Das EuGh-Urteil habe man akzeptieren müssen, aber dadurch werde eine Bearbeitung von Asylanträgen an der Grenze unmöglich. Insofern hat Ungarn „vorübergehend” die Beantragung von Asyl an der Grenze komplett gestoppt. Migranten können an der ungarischen Grenze kein Asyl mehr beantragen. Das geht fortan nur noch in ungarischen Auslandsvertretungen – die es aber nicht in allen Ländern gibt.

Längerfristig arbeitet die Regierung an Plänen, die Beantragung von Asyl auch in designierten Flüchtlingslagern außerhalb der EU zu ermöglichen. „Das EuGh-Urteil ist für alle Mitgliedstaaten relevant”, betont Gulyás. De facto werde damit ein effizienter Grenzschutz in der gesamten EU unmöglich, wenn Asylbewerber – wie im EuGh-Urteil vorgeschrieben – nicht länger als 28 Tage festgehalten werden dürfen.

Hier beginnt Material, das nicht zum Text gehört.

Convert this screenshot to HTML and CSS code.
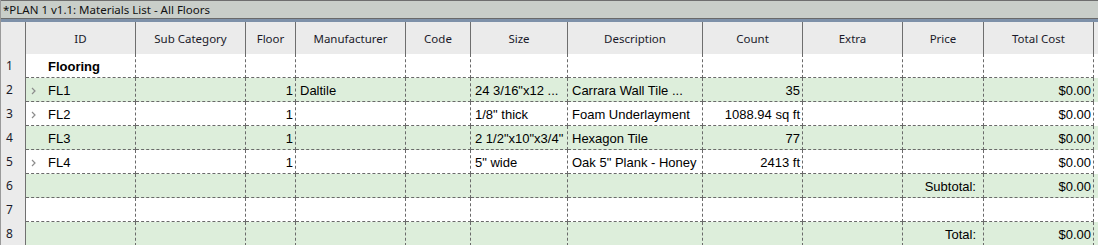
FILE: index.html
```html
<!DOCTYPE html>
<html lang="en">
<head>
    <meta charset="UTF-8">
    <title>Materials List - All Floors</title>
    <link rel="stylesheet" href="styles.css">
</head>
<body>
    <div class="window">
        <div class="titlebar">*PLAN 1 v1.1: Materials List - All Floors</div>
        <div class="sheet">
            <div class="row head">
                <div class="num"></div>
                <div class="cell">ID</div>
                <div class="cell">Sub Category</div>
                <div class="cell">Floor</div>
                <div class="cell">Manufacturer</div>
                <div class="cell">Code</div>
                <div class="cell">Size</div>
                <div class="cell">Description</div>
                <div class="cell">Count</div>
                <div class="cell">Extra</div>
                <div class="cell">Price</div>
                <div class="cell">Total Cost</div>
            </div>

            <div class="row">
                <div class="num">1</div>
                <div class="cell id"><span class="twisty"></span><b>Flooring</b></div>
                <div class="cell"></div>
                <div class="cell"></div>
                <div class="cell"></div>
                <div class="cell"></div>
                <div class="cell"></div>
                <div class="cell"></div>
                <div class="cell"></div>
                <div class="cell"></div>
                <div class="cell"></div>
                <div class="cell"></div>
            </div>

            <div class="row alt">
                <div class="num">2</div>
                <div class="cell id"><span class="twisty"><svg width="5" height="8" viewBox="0 0 5 8"><polyline points="1,1 4,4 1,7" /></svg></span>FL1</div>
                <div class="cell"></div>
                <div class="cell r">1</div>
                <div class="cell">Daltile</div>
                <div class="cell"></div>
                <div class="cell">24 3/16"x12 ...</div>
                <div class="cell">Carrara Wall Tile ...</div>
                <div class="cell r">35</div>
                <div class="cell"></div>
                <div class="cell"></div>
                <div class="cell r">$0.00</div>
            </div>

            <div class="row">
                <div class="num">3</div>
                <div class="cell id"><span class="twisty"><svg width="5" height="8" viewBox="0 0 5 8"><polyline points="1,1 4,4 1,7" /></svg></span>FL2</div>
                <div class="cell"></div>
                <div class="cell r">1</div>
                <div class="cell"></div>
                <div class="cell"></div>
                <div class="cell">1/8" thick</div>
                <div class="cell">Foam Underlayment</div>
                <div class="cell r">1088.94 sq ft</div>
                <div class="cell"></div>
                <div class="cell"></div>
                <div class="cell r">$0.00</div>
            </div>

            <div class="row alt">
                <div class="num">4</div>
                <div class="cell id"><span class="twisty"></span>FL3</div>
                <div class="cell"></div>
                <div class="cell r">1</div>
                <div class="cell"></div>
                <div class="cell"></div>
                <div class="cell">2 1/2"x10"x3/4"</div>
                <div class="cell">Hexagon Tile</div>
                <div class="cell r">77</div>
                <div class="cell"></div>
                <div class="cell"></div>
                <div class="cell r">$0.00</div>
            </div>

            <div class="row">
                <div class="num">5</div>
                <div class="cell id"><span class="twisty"><svg width="5" height="8" viewBox="0 0 5 8"><polyline points="1,1 4,4 1,7" /></svg></span>FL4</div>
                <div class="cell"></div>
                <div class="cell r">1</div>
                <div class="cell"></div>
                <div class="cell"></div>
                <div class="cell">5" wide</div>
                <div class="cell">Oak 5" Plank - Honey</div>
                <div class="cell r">2413 ft</div>
                <div class="cell"></div>
                <div class="cell"></div>
                <div class="cell r">$0.00</div>
            </div>

            <div class="row alt">
                <div class="num">6</div>
                <div class="cell"></div>
                <div class="cell"></div>
                <div class="cell"></div>
                <div class="cell"></div>
                <div class="cell"></div>
                <div class="cell"></div>
                <div class="cell"></div>
                <div class="cell"></div>
                <div class="cell"></div>
                <div class="cell r label">Subtotal:</div>
                <div class="cell r">$0.00</div>
            </div>

            <div class="row">
                <div class="num">7</div>
                <div class="cell"></div>
                <div class="cell"></div>
                <div class="cell"></div>
                <div class="cell"></div>
                <div class="cell"></div>
                <div class="cell"></div>
                <div class="cell"></div>
                <div class="cell"></div>
                <div class="cell"></div>
                <div class="cell"></div>
                <div class="cell"></div>
            </div>

            <div class="row alt">
                <div class="num">8</div>
                <div class="cell"></div>
                <div class="cell"></div>
                <div class="cell"></div>
                <div class="cell"></div>
                <div class="cell"></div>
                <div class="cell"></div>
                <div class="cell"></div>
                <div class="cell"></div>
                <div class="cell"></div>
                <div class="cell r label">Total:</div>
                <div class="cell r">$0.00</div>
            </div>
        </div>
    </div>
</body>
</html>
```

FILE: styles.css
```css
html, body {
    margin: 0;
    padding: 0;
    background: #fff;
    overflow: hidden;
}
.window {
    border-left: 1px solid #9a9a9a;
    height: 245px;
    overflow: hidden;
}
.titlebar {
    height: 17px;
    line-height: 17px;
    padding-left: 2px;
    background: #c9cec9;
    border-top: 1px solid #6e6e6e;
    border-bottom: 1px solid #6a6a6a;
    font-family: "Noto Sans", sans-serif;
    font-size: 11.5px;
    color: #111;
    white-space: nowrap;
}
.sheet {
    border-top: 3px solid #7e91a9;
}
.row {
    display: grid;
    grid-template-columns: 25px 110px 110px 50px 110px 65px 97px 135px 100px 100px 81px 110px;
    height: 24px;
    background: #fff;
}
.row.alt {
    background: #ddeedb;
}
.num {
    box-sizing: border-box;
    background: #ebebeb;
    border-right: 1px solid #707070;
    padding-left: 5px;
    font-family: "Noto Sans", sans-serif;
    font-size: 12px;
    line-height: 24px;
    color: #1a1a2a;
}
.cell {
    box-sizing: border-box;
    border-right: 1px dashed #6a6a6a;
    border-bottom: 1px dashed #6a6a6a;
    padding: 2px 3px 0 4px;
    font-family: "Liberation Sans", Arial, sans-serif;
    font-size: 13px;
    line-height: 21px;
    color: #000;
    white-space: nowrap;
    overflow: hidden;
}
.cell.r {
    text-align: right;
    padding-left: 2px;
    padding-right: 2px;
}
.cell.label {
    padding-right: 7px;
}
.cell.id {
    display: flex;
    padding-left: 5px;
}
.cell.id b {
    font-weight: bold;
}
.twisty {
    width: 17px;
    flex: none;
    display: flex;
    align-items: center;
    padding-top: 1px;
}
.twisty polyline {
    fill: none;
    stroke: #8c8c8c;
    stroke-width: 1.2;
}
.head {
    height: 32px;
    background: #ebebeb;
}
.head .num {
    border-right: 1px solid #707070;
}
.head .cell {
    border-right: 1px solid #6e6e6e;
    border-bottom: none;
    padding: 0;
    text-align: center;
    font-family: "Noto Sans", sans-serif;
    font-size: 11.5px;
    line-height: 34px;
    color: #1a1a2a;
}
```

Damit sei die Debatte über die Einrichtung sogenannter „Hotspots” wieder aktuell, meint der Minister. Die EU-Staaten müssten nun darüber reden, wie und wo solche Zentren eingerichtet werden könnten - Aufnahmeeinrichtungen für Migranten außerhalb der EU, wo diese um Asyl bitten könnten.